Sie sprechen offen über den Zusammenhang von Religion und Politik. In Deutschland würden einige Leute sagen, dass sich die Kirchen besser aus der Politik heraushalten sollten.

Politik beginnt bei den Menschen und die Kirchen kümmern sich um die Menschen. Wie können wir also nicht politisch sein? Als Kirchenpräsidentin ist es nicht meine Aufgabe, den Gläubigen zu sagen, wen ich gewählt habe. Aber ich habe versucht, eine Botschaft der Hoffnung, der Einheit und der Gerechtigkeit zu senden. Politik geschieht nicht einfach so – nur wenn Menschen darüber reden. Wenn wir als Kirchen die Gerechtigkeit ernst nehmen, müssen wir auch über die Summen sprechen, die wir für Massenvernichtungswaffen ausgeben. Weiterhin ist Hunger ein großes Problem in den USA, auch die Wohnungsnot oder die Arbeitslosigkeit. Es gibt so viele Themen, die die Kirchen etwas angehen und die sie ansprechen sollten. Wenn das Politik ist, ist es eben so.

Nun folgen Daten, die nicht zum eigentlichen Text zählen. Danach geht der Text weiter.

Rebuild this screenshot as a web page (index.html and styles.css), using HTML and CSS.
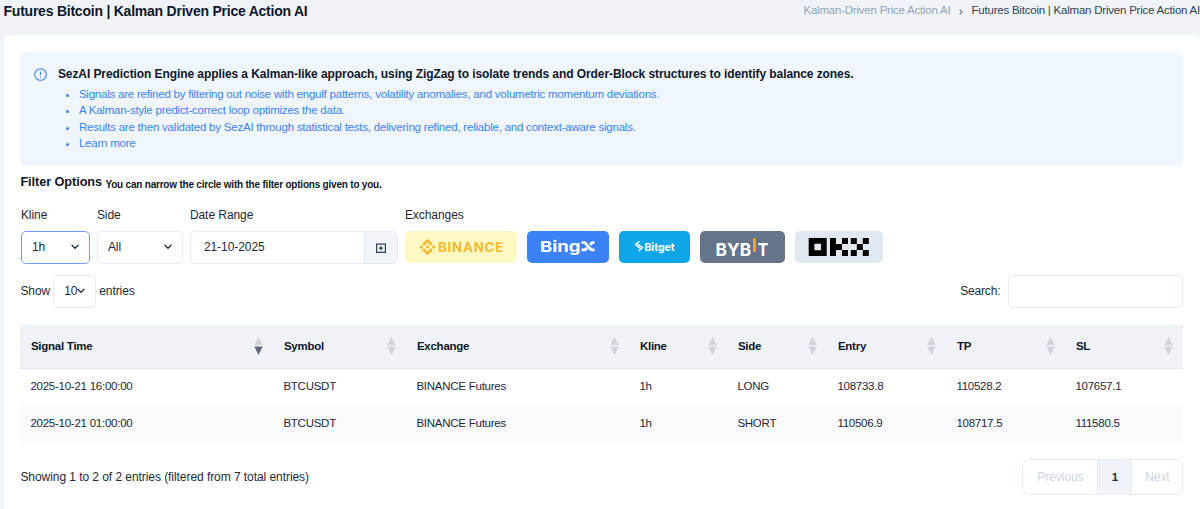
FILE: index.html
```html
<!DOCTYPE html>
<html lang="en">
<head>
<meta charset="utf-8">
<title>Futures Bitcoin | Kalman Driven Price Action AI</title>
<link rel="stylesheet" href="styles.css">
</head>
<body>
<svg class="defs" width="0" height="0">
  <symbol id="chev" viewBox="0 0 8 6"><path d="M1 1.2 4 4.4 7 1.2" fill="none" stroke="#1e293b" stroke-width="1.3" stroke-linecap="round" stroke-linejoin="round"/></symbol>
  <symbol id="sort" viewBox="0 0 9 18"><path class="up" d="M4.5 0 8.7 8H.3z"/><path class="down" d="M4.5 18 8.7 9.6H.3z"/></symbol>
</svg>
<header class="top">
  <h1>Futures Bitcoin | Kalman Driven Price Action AI</h1>
  <nav class="crumbs"><span class="muted">Kalman-Driven Price Action AI</span>
    <svg width="4" height="6" viewBox="0 0 4 6"><path d="M.7.7 3 3 .7 5.3" fill="none" stroke="#64748b" stroke-width="1.1"/></svg>
    <span>Futures Bitcoin | Kalman Driven Price Action AI</span></nav>
</header>
<main class="card">
  <section class="alert">
    <svg class="info" width="13" height="13" viewBox="0 0 13 13"><circle cx="6.5" cy="6.5" r="5.8" fill="none" stroke="#3b82f6" stroke-width="1.1"/><path d="M6.5 3.4v3.5M6.5 8.5v1.1" stroke="#3b82f6" stroke-width="1.2"/></svg>
    <div>
      <h2>SezAI Prediction Engine applies a Kalman-like approach, using ZigZag to isolate trends and Order-Block structures to identify balance zones.</h2>
      <ul>
        <li>Signals are refined by filtering out noise with engulf patterns, volatility anomalies, and volumetric momentum deviations.</li>
        <li>A Kalman-style predict-correct loop optimizes the data.</li>
        <li>Results are then validated by SezAI through statistical tests, delivering refined, reliable, and context-aware signals.</li>
        <li>Learn more</li>
      </ul>
    </div>
  </section>
  <h3>Filter Options <small>You can narrow the circle with the filter options given to you.</small></h3>
  <section class="filters">
    <div class="field kline"><label>Kline</label><div class="select focus">1h<svg width="8" height="6"><use href="#chev"/></svg></div></div>
    <div class="field side"><label>Side</label><div class="select">All<svg width="8" height="6"><use href="#chev"/></svg></div></div>
    <div class="field range"><label>Date Range</label><div class="date"><span>21-10-2025</span><i><svg width="10" height="10" viewBox="0 0 10 10"><path d="M.6 1h8.8v8.4H.6zM.6 1.2h8.8M5 3v4.4M2.8 5.2h4.4" fill="none" stroke="#334155" stroke-width="1.2"/></svg></i></div></div>
    <div class="field"><label>Exchanges</label>
      <div class="exchanges">
        <svg class="binance" width="112" height="32" viewBox="0 0 112 32"><g fill="#f3ba2f"><path d="M22.5 7.7 28 13l-2 2-3.5-3.4L19 15l-2-2zM22.5 24.3 17 19l2-2 3.5 3.4L26 17l2 2zM16.2 14l2 2-2 2-2-2zM28.8 14l2 2-2 2-2-2zM22.5 13.9l2.1 2.1-2.1 2.1-2.1-2.1z"/><text class="binance-name" x="33" y="20.6" textLength="66" lengthAdjust="spacingAndGlyphs">BINANCE</text></g></svg>
        <svg class="bingx" width="82" height="32" viewBox="0 0 82 32"><text class="bingx-name" x="13" y="20.6" textLength="40.5" lengthAdjust="spacingAndGlyphs">Bing</text><path d="M54.5 10.2h2.7q1.4 0 2.4 1.2l4.6 5.3q.8.9 2 .9h1.3v2.6h-2.4q-1.7 0-2.7-1.2l-4.5-5.2q-.8-1-2-1h-1.4zM67.5 10.2v2.5h-1.2l-2.3 2.1-1.9-2.1 1.9-1.9q.7-.6 1.6-.6zM59.2 16l1.9 2.1-1.7 1.6q-.7.5-1.6.5h-3.3v-2.6h2.4z" fill="#fff"/></svg>
        <svg class="bitget" width="71" height="32" viewBox="0 0 71 32"><path d="M20.4 10.4 16.6 13.6 20.8 17.2M19 13.4l4.4 3.2-3.8 3.4" fill="none" stroke="#fff" stroke-width="1.5"/><text class="bitget-name" x="25.4" y="20" textLength="30.3" lengthAdjust="spacingAndGlyphs">Bitget</text></svg>
        <svg class="bybit" width="85" height="32" viewBox="0 0 85 32"><text class="bybit-name" x="15.6" y="24.6" textLength="35.6" lengthAdjust="spacingAndGlyphs">BYB</text><path d="M53 7.5h3v13.3h-3z" fill="#f7a600"/><text class="bybit-name" x="57.8" y="24.6" textLength="10.5" lengthAdjust="spacingAndGlyphs">T</text></svg>
        <svg class="okx" width="88" height="32" viewBox="0 0 88 32" aria-label="OKX"><path fill-rule="evenodd" d="M13.7 7h18v18h-18zM19.4 12.7v6.6h6.6v-6.6zM35 7h6v18h-6zM41 13h6v6h-6zM47 7h6v6h-6zM47 19h6v6h-6zM55.8 7h6v6h-6zM67.8 7h6v6h-6zM61.8 13h6v6h-6zM55.8 19h6v6h-6zM67.8 19h6v6h-6z"/></svg>
      </div>
    </div>
  </section>
  <section class="tools">
    <div class="length">Show <span class="select small">10<svg width="8" height="6"><use href="#chev"/></svg></span> entries</div>
    <label class="search">Search:<input type="text"></label>
  </section>
  <table>
    <colgroup><col class="c-time"><col class="c-sym"><col class="c-ex"><col class="c-kl"><col class="c-side"><col class="c-entry"><col class="c-tp"><col class="c-sl"></colgroup>
    <thead><tr>
      <th><div class="active">Signal Time<svg width="9" height="18"><use href="#sort"/></svg></div></th>
      <th><div>Symbol<svg width="9" height="18"><use href="#sort"/></svg></div></th>
      <th><div>Exchange<svg width="9" height="18"><use href="#sort"/></svg></div></th>
      <th><div>Kline<svg width="9" height="18"><use href="#sort"/></svg></div></th>
      <th><div>Side<svg width="9" height="18"><use href="#sort"/></svg></div></th>
      <th><div>Entry<svg width="9" height="18"><use href="#sort"/></svg></div></th>
      <th><div>TP<svg width="9" height="18"><use href="#sort"/></svg></div></th>
      <th><div>SL<svg width="9" height="18"><use href="#sort"/></svg></div></th>
    </tr></thead>
    <tbody>
      <tr><td>2025-10-21 16:00:00</td><td>BTCUSDT</td><td>BINANCE Futures</td><td>1h</td><td>LONG</td><td>108733.8</td><td>110528.2</td><td>107657.1</td></tr>
      <tr><td>2025-10-21 01:00:00</td><td>BTCUSDT</td><td>BINANCE Futures</td><td>1h</td><td>SHORT</td><td>110506.9</td><td>108717.5</td><td>111580.5</td></tr>
    </tbody>
  </table>
  <footer>
    <span>Showing 1 to 2 of 2 entries (filtered from 7 total entries)</span>
    <div class="pager"><span class="prev">Previous</span><b>1</b><span class="next">Next</span></div>
  </footer>
</main>
</body>
</html>
```
FILE: styles.css
```css
* { box-sizing: border-box; }
body { margin: 0; height: 509px; overflow: hidden; background: #f0f3f8; color: #1e293b; font: 12px/16px "Liberation Sans", Arial, sans-serif; letter-spacing: -.06px; }
.defs { position: absolute; }
svg { display: block; flex: none; }
.top { display: flex; justify-content: space-between; height: 35px; padding-left: 3.5px; white-space: nowrap; }
h1 { margin: 3px 0 0; font-size: 14px; line-height: 16px; letter-spacing: -.23px; color: #0f172a; }
.crumbs { display: flex; align-items: center; height: 16px; margin-top: 2px; font-size: 11.5px; letter-spacing: -.22px; color: #334155; }
.crumbs svg { margin: 3px 9px 0 8px; }
.muted { color: #94a3b8; }
.card { margin-left: 4px; height: 474px; padding: 17px 16.6px 0 16.4px; background: #fff; border-radius: 6px 6px 0 0; }
.alert { display: flex; height: 114px; padding: 14px 14px 0; background: #eff6ff; border-radius: 5px; color: #3b82f6; white-space: nowrap; }
.info { margin: 2px 10.5px 0 0; }
h2 { margin: 0; font-size: 12px; line-height: 16px; letter-spacing: -.08px; color: #0f172a; }
ul { margin: 3.5px 0 0; padding-left: 21px; font-size: 11.5px; line-height: 16.5px; letter-spacing: -.22px; }
h3 { margin: 7px 0 0; font-size: 12.7px; line-height: 18px; color: #0f172a; }
small { font-size: 10px; letter-spacing: -.21px; position: relative; top: 2px; }
.filters { display: flex; margin-top: 15px; padding-left: .5px; }
label { display: block; }
.field label { height: 16px; margin-bottom: 8px; }
.kline { width: 69px; margin-right: 7px; }
.side { width: 86px; margin-right: 7px; }
.range { width: 208px; margin-right: 7px; }
.select { display: flex; align-items: center; justify-content: space-between; height: 33px; padding: 0 10px; border: 1px solid #e5eaf3; border-radius: 5px; line-height: 31px; }
.kline .select, .side .select { padding-bottom: 1px; }
.kline .focus { border-color: #6ea0f8; }
.date { display: flex; height: 33px; border: 1px solid #e5eaf3; border-radius: 5px; overflow: hidden; align-items: stretch; line-height: 31px; }
.date span { flex: 1; padding-left: 13px; }
.date i { width: 33px; background: #f1f5f9; border-left: 1px solid #e2e8f0; display: flex; align-items: center; justify-content: center; }
.exchanges { display: flex; gap: 10px; }
.exchanges svg { border-radius: 5px; letter-spacing: 0; }
.binance { background: #fef9c3; }
.bingx { background: #3b82f6; }
.bitget { background: #0ea5e9; }
.bybit { background: #64748b; }
.okx { background: #e2e8f0; }
.binance-name { font: 700 12.5px Inter, sans-serif; letter-spacing: .8px; }
.bingx-name { font: 700 15px Inter, sans-serif; fill: #fff; }
.bitget-name { font: 700 11px Inter, sans-serif; fill: #fff; }
.bybit-name { font: 700 18px Inter, sans-serif; fill: #fff; }
.tools { display: flex; justify-content: space-between; align-items: center; margin-top: 10px; height: 34px; }
.length { display: flex; align-items: center; gap: 3px; }
.small { width: 43px; height: 33px; padding: 0 10px; }
.search { display: flex; align-items: center; gap: 8px; letter-spacing: -.16px; }
.search input { width: 175px; height: 33px; border: 1px solid #e5eaf3; border-radius: 5px; padding: 0 8px; }
table { width: 1163px; margin-top: 17px; border-spacing: 0; table-layout: fixed; font-size: 11.5px; letter-spacing: -.25px; }
.c-time { width: 253px; }
.c-sym { width: 133px; }
.c-ex { width: 223px; }
.c-kl { width: 98px; }
.c-side { width: 100px; }
.c-entry { width: 119px; }
.c-tp { width: 119px; }
.c-sl { width: 118px; }
th { height: 44px; padding: 0 10px 1px 10.5px; background: #eff3f8; border-bottom: 1px solid #e2e8f0; text-align: left; color: #0f172a; }
th div { display: flex; align-items: center; justify-content: space-between; }
.up { fill: #d1d5db; }
.active { --down: #64697a; }
.down { fill: var(--down, #d1d5db); }
td { height: 36.5px; padding: 0 10px 2px; }
tbody tr:nth-child(2) { background: #f8fafc; }
footer { display: flex; justify-content: space-between; align-items: center; height: 36px; margin-top: 17px; }
.pager { display: flex; width: 161px; height: 36px; border: 1px solid #e5eaf3; border-radius: 7px; overflow: hidden; line-height: 34px; text-align: center; color: #cbd5e1; }
.prev { width: 74px; }
.next { flex: 1; }
.pager b { width: 35px; background: #f0f4f9; border: solid #e5eaf3; border-width: 0 1px; color: #1e293b; font-size: 11.5px; }
```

Was tut die UCC konkret, um Menschen zu helfen?

Wir sind eine kleine Kirche, engagieren uns aber stark im sozialen Bereich. Von der Kinderbetreuung über Schulen bis hin zur Altenpflege. Darüber hinaus unterstützen wir zum Beispiel bedürftige Familien mit Lebensmitteln. Wir sollten weniger über den sicherlich dramatischen Niedergang der Kirchen sprechen. Auch eine kleine Kirche kann wirkmächtig sein. Diese Geschichte sollten wir häufiger erzählen.

Was ist Ihr Eindruck von den Kirchen in Deutschland? 

Ich bin der Meinung, dass die deutschen Kirchen aktuell viel zu bieten haben. Die Säkularisierung geht weiter, aber hierzulande werden die Kirchen noch gehört. Ich war zum Beispiel immer vom Deutschen Evangelischen Kirchentag beeindruckt. Dass ein Kirchenfest so viele Menschen anzieht. Und dass auch Leute kommen, die den Kirchen nicht nahestehen.